Oh, really? Really? If you believe that, I’ve got a bridge to sell you in Baghdad. The Chinese own a shitload of our debt, and are consuming a shitload of the world’s export base of oil. As they consolidate their power, do you really believe they’re also planning parades for us? I’m pretty sure they’ll be celebrating decades of US policy that looked the other way while the oligarchy used our technology (and that includes our routers, databases, and consulting services) to meticulously undermine the very values which allowed us to create companies like Google in the first place. But those are not the kind of celebrations I’m guessing we’d be invited to.

So as I puzzle through this issue, understanding how in practical terms it’s really not sensible to expect that some GYMA pact is going to change the world (as much as I might wish it would), it really, honestly, comes down to one thing: The man in the White House.
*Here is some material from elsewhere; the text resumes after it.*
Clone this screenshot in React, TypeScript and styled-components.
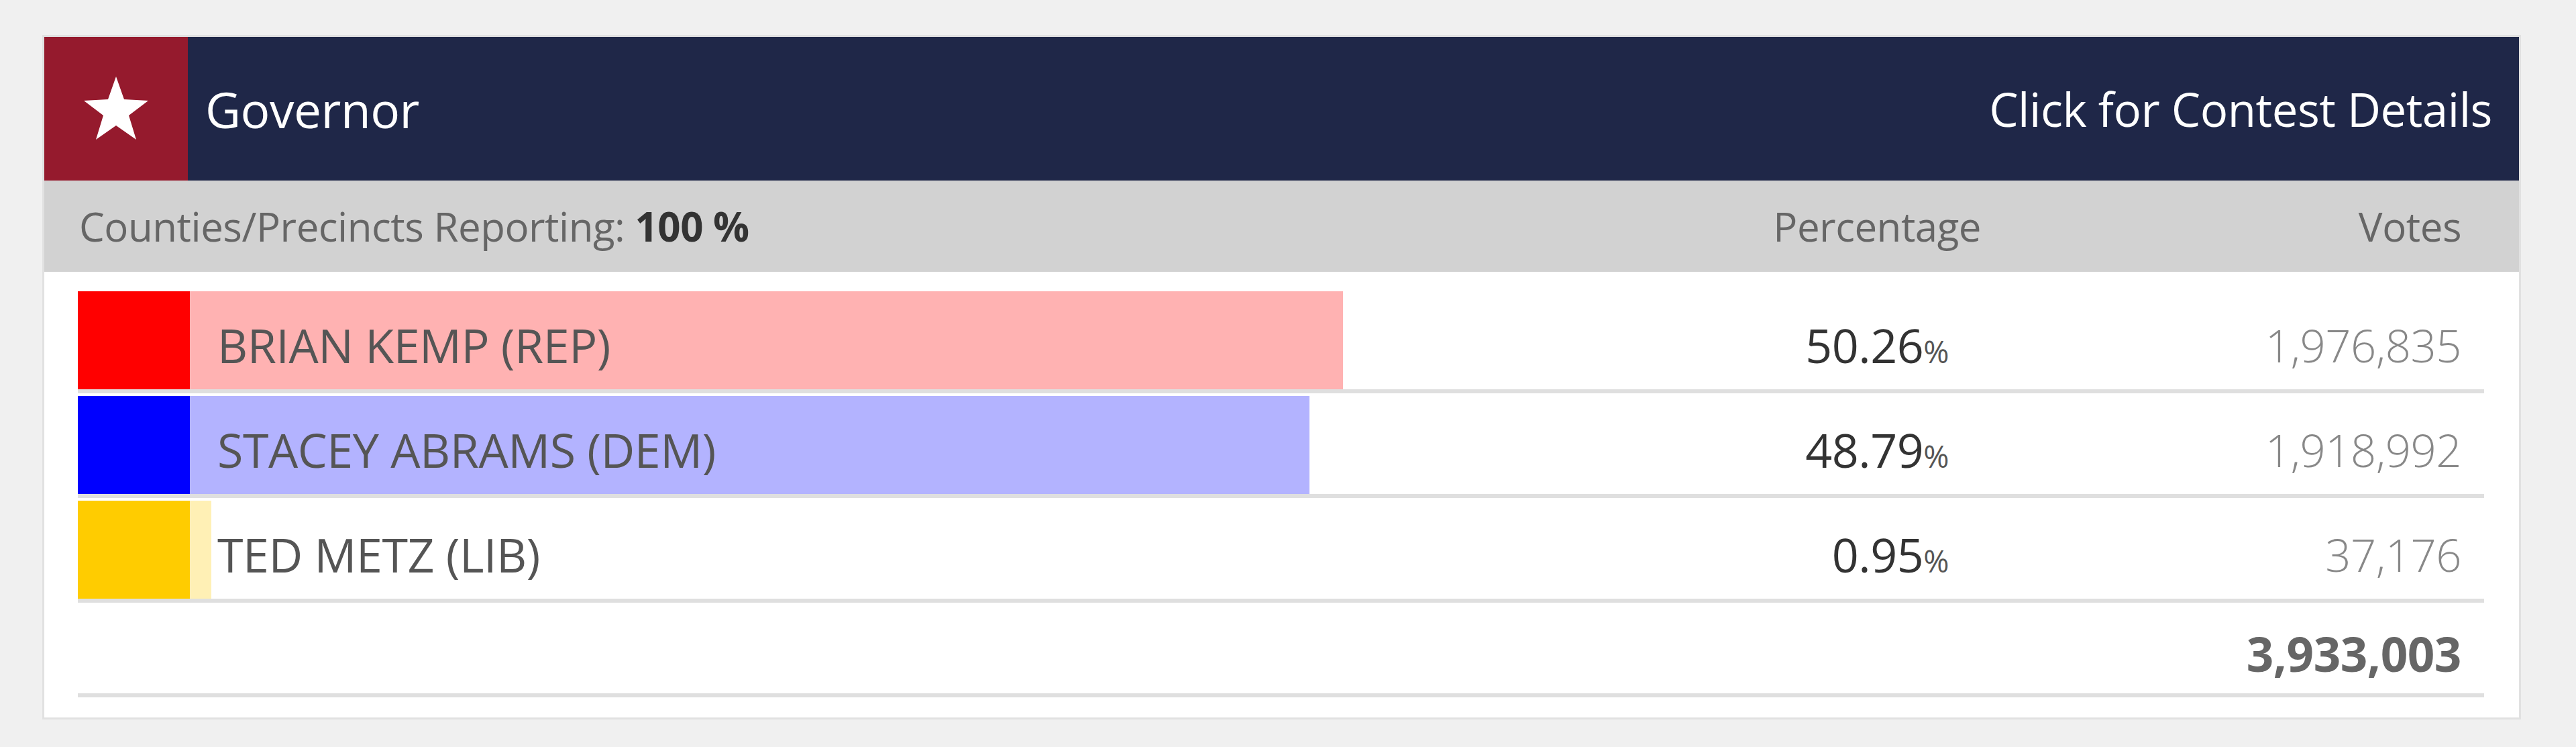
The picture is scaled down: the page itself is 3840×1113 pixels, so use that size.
import styled, { createGlobalStyle } from "styled-components";

const GlobalStyle = createGlobalStyle`
  body {
    margin: 0;
    background: #f0f0f0;
    font-family: "Open Sans", "Noto Sans", "Liberation Sans", sans-serif;
    letter-spacing: -0.03em;
  }
`;

const Page = styled.div`
  padding: 52px 82px 0 63px;
`;

const Card = styled.div`
  background: #fff;
  border: 3px solid #e1e1e1;
  padding-bottom: 30px;
`;

const Header = styled.div`
  display: flex;
  align-items: center;
  height: 214px;
  background: #1f2748;
  color: #fff;
`;

const StarBox = styled.div`
  width: 214px;
  height: 100%;
  background: #951a2d;
  display: flex;
  align-items: center;
  justify-content: center;
`;

const Title = styled.div`
  flex: 1;
  margin-left: 26px;
  font-size: 73px;
`;

const DetailsLink = styled.a`
  padding-right: 40px;
  font-size: 69px;
  color: #fff;
  text-decoration: none;
  cursor: pointer;
`;

const SubHeader = styled.div`
  display: grid;
  grid-template-columns: 1fr auto 802px;
  align-items: center;
  height: 136px;
  padding-left: 52px;
  background: #d2d2d2;
  color: #666;
  font-size: 60px;
`;

const Reporting = styled.div`
  b {
    color: #333;
  }
`;

const ColLabel = styled.div<{ $pad?: number }>`
  text-align: right;
  padding-right: ${(p) => p.$pad ?? 0}px;
`;

const Body = styled.div`
  padding: 29px 52px 0 50px;
`;

const Row = styled.div`
  display: flex;
  height: 146px;
  border-bottom: 6px solid #dfdfdf;
  margin-bottom: 4px;
`;

const Swatch = styled.div<{ $color: string }>`
  width: 167px;
  background: ${(p) => p.$color};
`;

const BarArea = styled.div`
  flex: 1;
  position: relative;
  display: grid;
  grid-template-columns: 1fr 400px 798px;
  align-items: center;
  padding-top: 14px;
`;

const Fill = styled.div<{ $color: string }>`
  position: absolute;
  left: 0;
  top: 0;
  bottom: 0;
  background: ${(p) => p.$color};
`;

const Name = styled.div`
  position: relative;
  padding-left: 41px;
  font-size: 70px;
  color: #555;
`;

const Pct = styled.div`
  position: relative;
  text-align: right;
  font-size: 70px;
  color: #333;

  small {
    font-size: 0.66em;
    color: #555;
  }
`;

const Votes = styled.div`
  position: relative;
  text-align: right;
  padding-right: 34px;
  font-size: 67px;
  font-weight: 300;
  color: #888;
`;

const TotalRow = styled.div`
  display: flex;
  align-items: center;
  justify-content: flex-end;
  height: 137px;
  padding: 12px 34px 0 0;
  box-sizing: border-box;
  border-bottom: 6px solid #dfdfdf;
  font-size: 71px;
  font-weight: 700;
  color: #666;
`;

const candidates = [
  { name: "BRIAN KEMP (REP)", color: "#ff0000", light: "#ffb2b2", pct: 50.26, votes: "1,976,835" },
  { name: "STACEY ABRAMS (DEM)", color: "#0000ff", light: "#b3b3ff", pct: 48.79, votes: "1,918,992" },
  { name: "TED METZ (LIB)", color: "#ffcc00", light: "#fff0b5", pct: 0.95, votes: "37,176" },
];

const Star = () => (
  <svg width="100" height="100" viewBox="0 0 100 100">
    <polygon
      fill="#fff"
      points="50,2 62,36 98,38 69,60 80,96 50,75 20,96 31,60 2,38 38,36"
    />
  </svg>
);

export default function App() {
  return (
    <Page>
      <GlobalStyle />
      <Card>
        <Header>
          <StarBox>
            <Star />
          </StarBox>
          <Title>Governor</Title>
          <DetailsLink>Click for Contest Details</DetailsLink>
        </Header>
        <SubHeader>
          <Reporting>
            Counties/Precincts Reporting: <b>100 %</b>
          </Reporting>
          <ColLabel>Percentage</ColLabel>
          <ColLabel $pad={86}>Votes</ColLabel>
        </SubHeader>
        <Body>
          {candidates.map((c) => (
            <Row key={c.name}>
              <Swatch $color={c.color} />
              <BarArea>
                <Fill $color={c.light} style={{ width: `${c.pct}%` }} />
                <Name>{c.name}</Name>
                <Pct>
                  {c.pct.toFixed(2)}
                  <small>%</small>
                </Pct>
                <Votes>{c.votes}</Votes>
              </BarArea>
            </Row>
          ))}
          <TotalRow>3,933,003</TotalRow>
        </Body>
      </Card>
    </Page>
  );
}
Until the person leading this country values human rights over appeasement, and decides to lead on this issue, we’re never going to make any progress. Congress can call hearings, and beat up Yahoo, Google and the others for doing what everyone else is doing, but in the end, it’s not GYMA’s fault, nor, as much as I wish they’d take it on, is it even their problem. It’s our government’s problem. Since when is China policy somehow the job of private industry?

Until that government gives GYMA a China policy it can align behind, well, they’ll never align, and the very foundation of our culture – free expression and privacy, will be imperiled.

After all, the Chinese leaders must be thinking, as they snack on our intellectual property, we’re only protecting our citizens in the name of national security.

Just like they do in the US, right?

Update: The Tibetans are protesting Google. Ugh.